Dealing By 'Creating Facts'By Stephen S. Rosenfeld
Friday, October 2, 1998; Page A27
The Washington Post
The latest visits of the Israeli and Palestinian leaders to the White House represent a further collective effort to resolve by negotiation and consensus the future of the territories captured by Israel in 1967.
But there is, of course, another way to resolve this crucial question. It is the way often though not exclusively chosen by the Israelis -- the way of capture, occupation and imposition, of "creating facts" on the ground by establishing and expanding Jewish settlements.
So far, as a pro-Palestinian research organization called the Foundation for Middle East Peace accurately observes, international diplomacy has largely failed to redress Israel's transformation, by its settlements policy, of the occupied territories. That challenge is scheduled to be confronted in the "permanent status" talks that are to follow the interim negotiations the United States is struggling to wrap up now.
Meanwhile, entirely at Israel's discretion, settlement building goes on apace. The foundation cited above figures that about 350,000 Israelis currently live across the pre-1967 cease-fire line separating Israel from the West Bank and Gaza; about half of them live in annexed East Jerusalem. These settlements enrage the spectrum of Palestinians, convince them that Israelis are interested more in land than peace and thereby dull the Palestinians' incentive to satisfy Israel's other, reasonable demands at either the interim or the permanent-status stage.
These settlements come to be seen as facts, not up for change. The more settlers move in and the more deeply they put down roots, the harder it will be to remove them and the higher the price the Israelis will expect the Palestinians to pay.
I bring up this disagreeable picture because tension is now building over Yasser Arafat's warning that, in the absence of satisfaction at the bargaining table, he may unilaterally declare an independent Palestinian state when the five-year Oslo clock ticks down next May. Procedurally and substantively, Prime Minister Binyamin Netanyahu said at Blair House this week, a unilateral declaration is unacceptable.
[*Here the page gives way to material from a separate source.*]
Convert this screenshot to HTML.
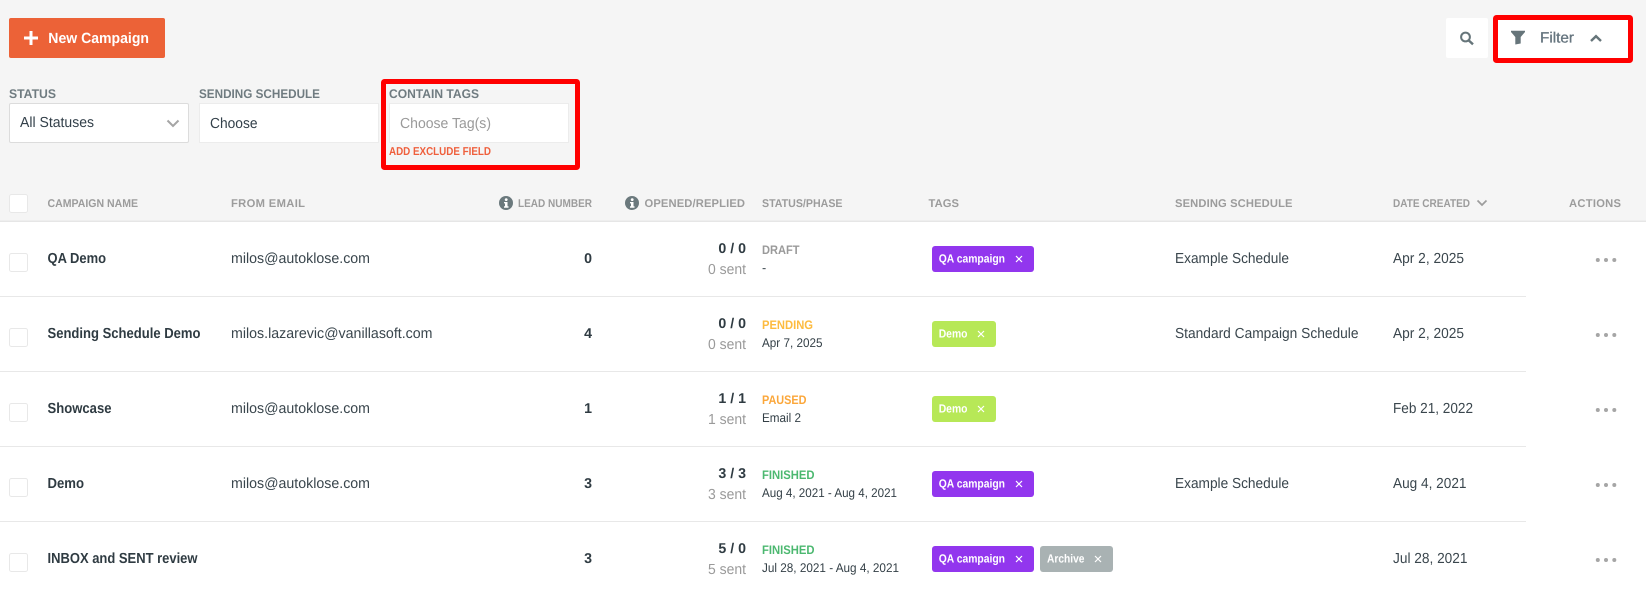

He offered his own warning that such a declaration would relieve Israel of its Oslo obligations to the Palestinians.
Interesting, I said to Netanyahu. Since unilateral action is unacceptable and since the whole post-1967 Israeli settler movement was and is unilateral, are you acknowledging that the settlements are illegitimate?
No, said Netanyahu: The Oslo agreement put no limits on Israeli settlements. Anyway, most population growth in old settlements occurred in the last, Labor government. And substantial Arab construction that was either illegal or against regulations also went on in the West Bank.
I found it an unresponsive answer. Israel is not without historical and religious claims, not to speak of security claims, for its interest in settlements. But none of these claims can be fairly invoked and imposed without due regard for Palestinian interests and without direct consultation with Palestinian authorities.
In short, if peace is the objective, none of these claims should be asserted unilaterally, from a position of military strength. Surely Netanyahu understands perfectly the inconsistency he is indulging in condemning unilateral gestures when they serve Palestinian interests and conducting a unilateralist policy when it becomes an Israeli nation-building tool.
Note Yasser Arafat's words in a June interview with Die Welt: "Israel's security is contained in the Oslo accords -- but not the security of the settlers. We made peace with Israel within the borders of 1967 -- and not with the settlers. . . . [Settlements] are illegal. The land on which the settlements were built was stolen. The water is stolen. No one pays a penny for it.
"Israelis find it completely all right to confiscate the land of the Palestinians and to occupy it. I cannot accept that. We agreed with Israel in Oslo that we would find a joint solution for the Israeli settlements. Israel must live up to that; we are prepared to do so. Foreign settlers are unacceptable in the long term" (italics added).
There appears to be some bargaining space in
the Arafat statement. But does he have a
bargaining partner in Israel? Can Netanyahu
loosen his embrace of one-way unilateralism?